Los jesuitas se vieron sometidos a un dilema angustioso. El tratado les parecía injusto, pero si no lo acataban darían argumentos a todos aquellos que conspiraban para conseguir la supresión de su orden.
Inmersos en un callejón sin salida, trataron de ganar tiempo con métodos dilatorios. Sugirieron que el rey había sido engañado y advirtieron de las consecuencias nefastas del acuerdo: los indios iban a regresar a su antiguo paganismo. Eso, en el mejor de los casos, porque no podía descartarse una sublevación armada. Sin embargo, todo este esfuerzo de persuasión fue en vano. Todo el mundo hizo oídos sordos.
De la noche a la mañana, treinta mil guaraníes se encontraron sin bienes y sin techo. No podían quedarse en sus hogares, porque los portugueses iban a esclavizarles de inmediato. Pero, si se marchaban a los dominios españoles, iban a encontrarse con tierras menos productivas.
Ni Madrid ni Lisboa toleraban que los nativos pusieran en entredicho su autoridad
Puestos entre la espada y la pared, no encontraron más salida que la rebelión abierta. Se desató así la denominada guerra guaranítica (1754-56), en la que los indios pelearon solos contra los imperios español y portugués, empeñados en obligarles a acatar el acuerdo establecido. Ni Madrid ni Lisboa toleraban que los nativos pusieran en entredicho su autoridad.
Sin vuelta atrás
Tras subir al trono en 1759, Carlos III hizo anular el tratado con los portugueses, pero entonces ya era demasiado tarde para solucionar el desaguisado. Aunque algunos indios regresaron a las reducciones abandonadas, todo el mundo era consciente de que no había futuro por este camino. Poco después, en 1767, el monarca disolvió la Compañía de Jesús, a la que acusaba de ser cómplice de la rebeldía de los indios.

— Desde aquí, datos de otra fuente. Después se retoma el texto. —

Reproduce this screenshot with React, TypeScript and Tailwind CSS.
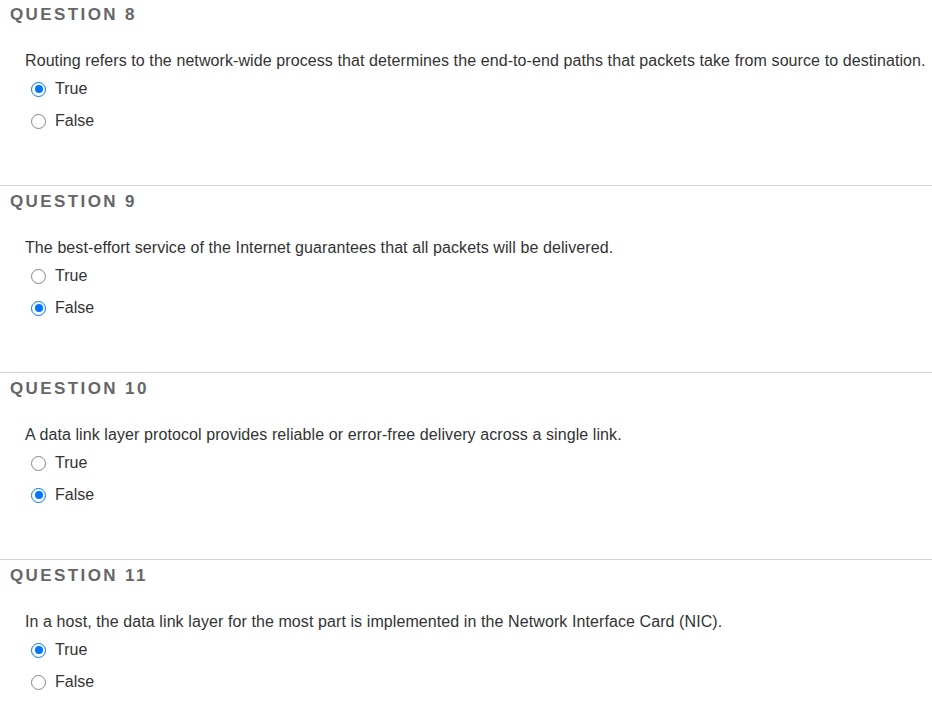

Con la marcha de los jesuitas, las reducciones pasaron a estar dirigidas por otras órdenes en lo relativo a las cuestiones religiosas, mientras que el resto de asuntos quedaba en manos de la autoridad civil. En los años siguientes, los poblados indígenas iban a entrar en una decadencia imparable, mientras los nativos se dispersaban. Tras la separación de la metrópolis española a principios del siglo XIX, solo quedaron edificios en ruinas como testigos de la época de esplendor.